The problem for us, when we were venturing out to understand the contours of the data in HGL for this project, was that Boston and Massachusetts are in the United States. So, if we wanted to understand the breakdown of datasets by country or continent, we needed to do some cleaning.

I tried to standardize the completeness of our spatial descriptions by using the Google geocoding API to aggregate the spatial field, so that every dataset would have information about the municipality, state, country, and continent if available. I’ve made available the documentation for the feature engineering workflow .

Please take these considerations about the nature of the descriptions into account, when interpreting the following charts.

States with the most amount of data in HGL

Again, Massachusetts prevails. D.C. and N.Y. follow, the political, economic, and social capitals of the U.S. Interestingly, N.H. and M.E. are next.

Countries with the most amount of data in HGL

The U.S. and China are intuitive to me. But shockingly, Nicaragua, Guatemala, and Germany trail China closely.

Continents with the most amount of data in HGL

North America and Europe stand out here. Of course, we have the least data – nearly none – on Antarctica. It really suprises me that we have so little data available about South America relative to the other continents.

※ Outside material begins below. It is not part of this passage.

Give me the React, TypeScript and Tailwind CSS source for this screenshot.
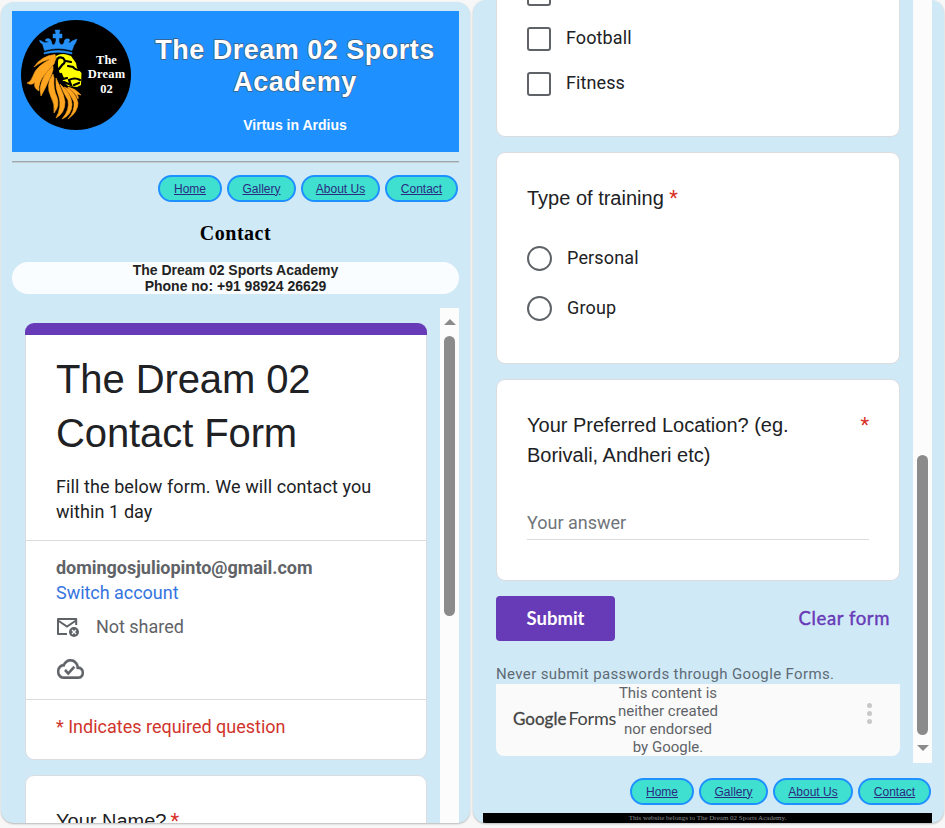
import React from "react";

const ARIAL = "font-['Liberation_Sans',Arial,sans-serif]";

function Logo() {
  return (
    <svg width="110" height="110" viewBox="0 0 110 110" className="block shrink-0">
      <circle cx="55" cy="55" r="55" fill="#000" />
      <g fill="#2490f8" stroke="#2490f8" strokeWidth="0.500">
        <path d="M23.500 30.500 L21.500 24 Q19 23 18.500 20.500 Q20 20 22 22 Q26 24 28 21 Q23 22 25 19 Q30 17 31 24 Q33 27 35 21 L35 18 L32 18 L32 14 L35 14 L34 10 L39 10 L38 14 L41 14 L41 18 L38 18 L38 22 Q40 27 43 23 Q43 18 48 19 Q50 21 47 22 Q49 24 51 21 L56 19 Q55 23 53 25 L51 30.500 Q37 26.500 23.500 30.500 Z" />
        <path d="M23 32.500 Q37 28.500 51 32.500 L51 34 Q37 30.500 23 34 Z" />
      </g>
      <g fill="#ffa51f" stroke="#ffa51f" strokeWidth="0.600">
        <path d="M34 34.500 Q20 36 13 47 Q22 40 30 39 Q15 46 12 56 Q10 62 6 63 Q11 66 14 62 Q12 68 18 71 Q17 62 24 54 Q29 48 33 44 L35 38 Z" />
        <path d="M32 46 Q23 54 21 61 Q18 68 20 76 Q25 67 28 60 Q31 54 32 50 Z" />
        <path d="M32 54 Q24 65 30 77 Q34 84 33 93 Q39 86 36 77 Q32 69 33 58 Z" />
        <path d="M35 58 Q34 68 38 77 Q41 87 35 98 Q44 93 44 82 Q43 75 40 69 Z" />
        <path d="M39 64 Q43 74 47 80 Q49 90 41 99 Q51 95 51 84 Q50 75 44 69 Z" />
        <path d="M43 67 Q50 75 53 82 Q54 91 47 99 Q57 92 57 83 Q55 74 48 69 Z" />
        <path d="M47 68 Q55 73 57 79 Q58 77 56 74 L60 75 Q54 68 47 67 Z" />
      </g>
      <path d="M35 36 Q41 32 50 36 L55 43 L56 48 L60.500 53 L60 65 L56 67 L47 66 L42 61 L38 51 Z" fill="#ff0" />
      <g fill="none" stroke="#000" strokeWidth="2.200" strokeLinecap="round">
        <path d="M36 45 Q35 35 42 38 Q46 42 41 45 L38 49" />
        <path d="M45 41 L50 42 M47 46 L52 47 Q54 50 59 50 M40 54 L42 59 L46 58 M43 62 L50 65 L48 60 Q54 57 59 60 M53 65 L58 63" />
      </g>
      <g fill="#fff" textAnchor="middle" fontFamily="'Liberation Serif', serif" fontWeight="700" fontSize="12.500">
        <text x="85.500" y="43.500">The</text>
        <text x="85.500" y="58" textLength="37.500">Dream</text>
        <text x="85.500" y="73">02</text>
      </g>
    </svg>
  );
}

function Nav({ about }: { about: string }) {
  const pill =
    "flex h-[27px] items-center justify-center rounded-full border-2 border-[#1e90ff] bg-[#40e0d0] text-[12px] leading-none text-[#2b2b80] underline";
  return (
    <nav className={`flex gap-[5px] ${ARIAL}`}>
      <a className={`${pill} w-[64px]`}>Home</a>
      <a className={`${pill} w-[69px]`}>Gallery</a>
      <a className={`${pill} ${about}`}>About Us</a>
      <a className={`${pill} w-[73px]`}>Contact</a>
    </nav>
  );
}

function MailOff() {
  return (
    <svg width="24" height="20" viewBox="0 0 24 20" className="block shrink-0">
      <path d="M11 17H2V1.900H20.200V8" fill="none" stroke="#5f6368" strokeWidth="2" strokeLinejoin="round" />
      <path d="M2 3.500L11 9.500L20 3.500" fill="none" stroke="#5f6368" strokeWidth="2" />
      <circle cx="18" cy="15" r="5" fill="#5f6368" />
      <path d="M16 13L20 17M20 13L16 17" stroke="#fff" strokeWidth="1.300" />
    </svg>
  );
}

function CloudDone() {
  return (
    <svg width="27" height="20" viewBox="0 4 24 16" preserveAspectRatio="none" className="block">
      <path
        fill="#5f6368"
        stroke="#5f6368"
        strokeWidth="0.300"
        d="M19.350 10.040C18.670 6.590 15.640 4 12 4 9.110 4 6.600 5.640 5.350 8.040 2.340 8.360 0 10.910 0 14c0 3.310 2.690 6 6 6h13c2.760 0 5-2.240 5-5 0-2.640-2.050-4.780-4.650-4.960zM19 18H6c-2.210 0-4-1.790-4-4s1.790-4 4-4h.71C7.370 7.690 9.480 6 12 6c3.040 0 5.500 2.460 5.500 5.500v.5H19c1.660 0 3 1.340 3 3s-1.340 3-3 3zm-9-3.820l-2.090-2.090L6.500 13.500 10 17l6.010-6.010-1.410-1.410z"
      />
    </svg>
  );
}

function LeftPhone() {
  return (
    <section className="mt-[2px] h-[821px] w-[469px] overflow-hidden rounded-[13px] bg-[#d0e9f7] pt-[9px] pl-[11px] shadow-[0_1px_2px_rgba(0,0,0,0.25)]">
      <div className="w-[447px]">
        <header className="flex h-[141px] bg-[#1e90ff] pt-[9px] pl-[9px]">
          <Logo />
          <div className={`ml-[10px] w-[308px] pt-[14px] text-center font-bold text-white ${ARIAL}`}>
            <h1 className="text-[27px] leading-[32px] tracking-[0.5px] [-webkit-text-stroke:1.4px_#3d5f80] [paint-order:stroke_fill]">
              The Dream 02 Sports
              <br />
              Academy
            </h1>
            <p className="mt-[19px] text-[14px] leading-[16px]">Virtus in Ardius</p>
          </div>
        </header>
        <div className="mt-[9px] h-[2px] border-t border-b border-t-[#a0a7ab] border-b-[#c4cdd2]" />
        <div className="mt-[12px] flex justify-end pr-[1px]">
          <Nav about="w-[79px]" />
        </div>
        <h2 className="mt-[19px] text-center font-['Liberation_Serif',serif] text-[20px] leading-[24px] font-bold tracking-[0.5px] text-black">
          Contact
        </h2>
        <div
          className={`mt-[17px] h-[32px] rounded-full bg-[#fafdff] text-center text-[14px] leading-[16px] font-bold text-[#222] ${ARIAL}`}
        >
          The Dream 02 Sports Academy
          <br />
          Phone no: +91 98924 26629
        </div>
        <div className="mt-[14px] flex h-[515px] justify-between pl-[13px]">
          <div className="w-[402px] pt-[15px] font-[Roboto,sans-serif]">
            <div className="h-[12px] rounded-t-[9px] bg-[#673ab7]" />
            <div className="h-[425px] rounded-b-[9px] border border-t-0 border-[#dadce0] bg-white pt-[17px]">
              <h1 className={`pl-[30px] text-[40px] leading-[54px] tracking-[-0.1px] text-[#202124] ${ARIAL}`}>
                The Dream 02
                <br />
                Contact Form
              </h1>
              <p className="mt-[14px] pl-[30px] text-[18px] leading-[25px] tracking-[0.09px] text-[#202124]">
                Fill the below form. We will contact you
                <br />
                within 1 day
              </p>
              <div className="mt-[16px] h-[160px] border-y border-[#dadce0] pt-[14px] pl-[30px] text-[18px] leading-[25px] tracking-[-0.03px] text-[#5f6368]">
                <div className="font-bold">domingosjuliopinto@gmail.com</div>
                <div className="text-[#3674e0]">Switch account</div>
                <div className="mt-[9px] flex items-center">
                  <MailOff />
                  <span className="ml-[16px]">Not shared</span>
                </div>
                <div className="mt-[20px] pl-px">
                  <CloudDone />
                </div>
              </div>
              <p className="pt-[14px] pl-[30px] text-[18px] leading-[25px] text-[#d0342c]">* Indicates required question</p>
            </div>
            <div className="mt-[15px] h-[100px] rounded-[9px] border border-[#dadce0] bg-white pt-[32px] pl-[30px] text-[20px] leading-[26px] text-[#202124]">
              <span className={ARIAL}>Your Name?</span> <span className="-ml-px text-[#d93025]">*</span>
            </div>
          </div>
          <div className="flex w-[19px] flex-col items-center bg-[#fcfcfc] pt-[11px]">
            <div className="border-x-[6px] border-b-[6px] border-x-transparent border-b-[#8b8b8b]" />
            <div className="mt-[11px] h-[280px] w-[11px] rounded-full bg-[#8b8b8b]" />
          </div>
        </div>
      </div>
    </section>
  );
}

function Check({ label }: { label?: string }) {
  return (
    <div className="flex h-[45px] items-center">
      <span className="h-[24px] w-[24px] rounded-[3px] border-2 border-[#5f6368]" />
      {label && <span className="-mt-[3px] ml-[15px] tracking-[0.1px]">{label}</span>}
    </div>
  );
}

function Radio({ label }: { label: string }) {
  return (
    <div className="flex h-[50px] items-center">
      <span className="h-[25px] w-[25px] rounded-full border-2 border-[#5f6368]" />
      <span className="-mt-[2px] ml-[15px] tracking-[0.15px]">{label}</span>
    </div>
  );
}

function RightPhone() {
  const card = "rounded-[9px] border border-[#dadce0] bg-white pl-[30px]";
  return (
    <section className="h-[823px] w-[471px] overflow-hidden rounded-[13px] bg-[#d0e9f7] pl-[10px] shadow-[0_1px_2px_rgba(0,0,0,0.25)]">
      <div className="w-[449px]">
        <div className="flex h-[763px] justify-between overflow-hidden pl-[13px]">
          <div className="w-[404px] font-[Roboto,sans-serif] text-[18px] leading-[25px] text-[#202124]">
            <div className={`-mt-[30px] h-[167px] ${card}`}>
              <Check />
              <Check label="Football" />
              <Check label="Fitness" />
            </div>
            <div className={`mt-[15px] h-[212px] pt-[32px] ${card}`}>
              <div className={`text-[20px] leading-[26px] ${ARIAL}`}>
                Type of training <span className="font-[Roboto] text-[#d93025]">*</span>
              </div>
              <div className="mt-[22px]">
                <Radio label="Personal" />
                <Radio label="Group" />
              </div>
            </div>
            <div className={`mt-[15px] h-[202px] pt-[30px] pr-[30px] ${card}`}>
              <div className={`flex justify-between text-[20px] leading-[30px] ${ARIAL}`}>
                <span>
                  Your Preferred Location? (eg.
                  <br />
                  Borivali, Andheri etc)
                </span>
                <span className="font-[Roboto] text-[#d93025]">*</span>
              </div>
              <div className="mt-[34px] h-[36px] border-b border-[#dadce0] pt-[6px] text-[#70757a]">Your answer</div>
            </div>
            <div className="mt-[15px] flex h-[45px] items-center justify-between pr-[10px] font-['Lato',sans-serif] text-[18.500px]">
              <button className="h-[45px] w-[119px] rounded-[4px] bg-[#673ab7] pb-px font-bold text-white">
                Submit
              </button>
              <span className="pb-px font-normal tracking-[0.6px] text-[#673ab7] [-webkit-text-stroke:0.4px_#673ab7]">
                Clear form
              </span>
            </div>
            <p className="mt-[24px] text-[15px] leading-[18px] tracking-[0.37px] text-[#5f6b74]">
              Never submit passwords through Google Forms.
            </p>
            <div className="mt-px flex h-[72px] items-center rounded-b-[8px] bg-[#fafafa] pl-[17px] text-[#5f6368]">
              <div className="mb-[4px] flex w-[103px] items-baseline font-['Lato',sans-serif] text-[17px] leading-[20px] text-[#444]">
                <span className="[-webkit-text-stroke:0.3px_#444]">Google</span>
                <span className="ml-[2px] text-[18px] tracking-[-0.2px]">Forms</span>
              </div>
              <p className="w-[104px] text-center text-[15px] leading-[18px]">
                This content is
                <br />
                neither created
                <br />
                nor endorsed
                <br />
                by Google.
              </p>
              <div className="mb-[14px] ml-[147px] flex flex-col gap-[3px]">
                <i className="h-[5px] w-[5px] rounded-full bg-[#c8c8c8]" />
                <i className="h-[5px] w-[5px] rounded-full bg-[#c8c8c8]" />
                <i className="h-[5px] w-[5px] rounded-full bg-[#c8c8c8]" />
              </div>
            </div>
          </div>
          <div className="flex w-[19px] flex-col items-center bg-[#fcfcfc] pt-[455px]">
            <div className="h-[280px] w-[11px] rounded-full bg-[#8b8b8b]" />
            <div className="mt-[10px] border-x-[6px] border-t-[6px] border-x-transparent border-t-[#8b8b8b]" />
          </div>
        </div>
        <div className="mt-[15px] flex justify-end pr-[1px]">
          <Nav about="w-[80px]" />
        </div>
        <footer className="mt-[8px] h-[10px] bg-black text-center font-['Liberation_Serif',serif] text-[7px] leading-[11px] text-[#8d8d8d]">
          This website belongs to The Dream 02 Sports Academy.
        </footer>
      </div>
    </section>
  );
}

export default function App() {
  return (
    <main className="flex h-[828px] w-[945px] gap-[3px] overflow-hidden bg-[#f7f7f7] pl-px">
      <LeftPhone />
      <RightPhone />
    </main>
  );
}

When we fully flesh out the spatial metadata, we find that Massachusetts, the United States, and North America still prevail, with some suprising places trailing. It would be very interesting to investigate next exactly which regions of Masssachusetts, the U.S., or North America have the highest density of coverage by our library’s collection! We could use this information to dive deeply into those regions with rich data, or pose questions about which undercollected datasets and regions we’d like to delve into next.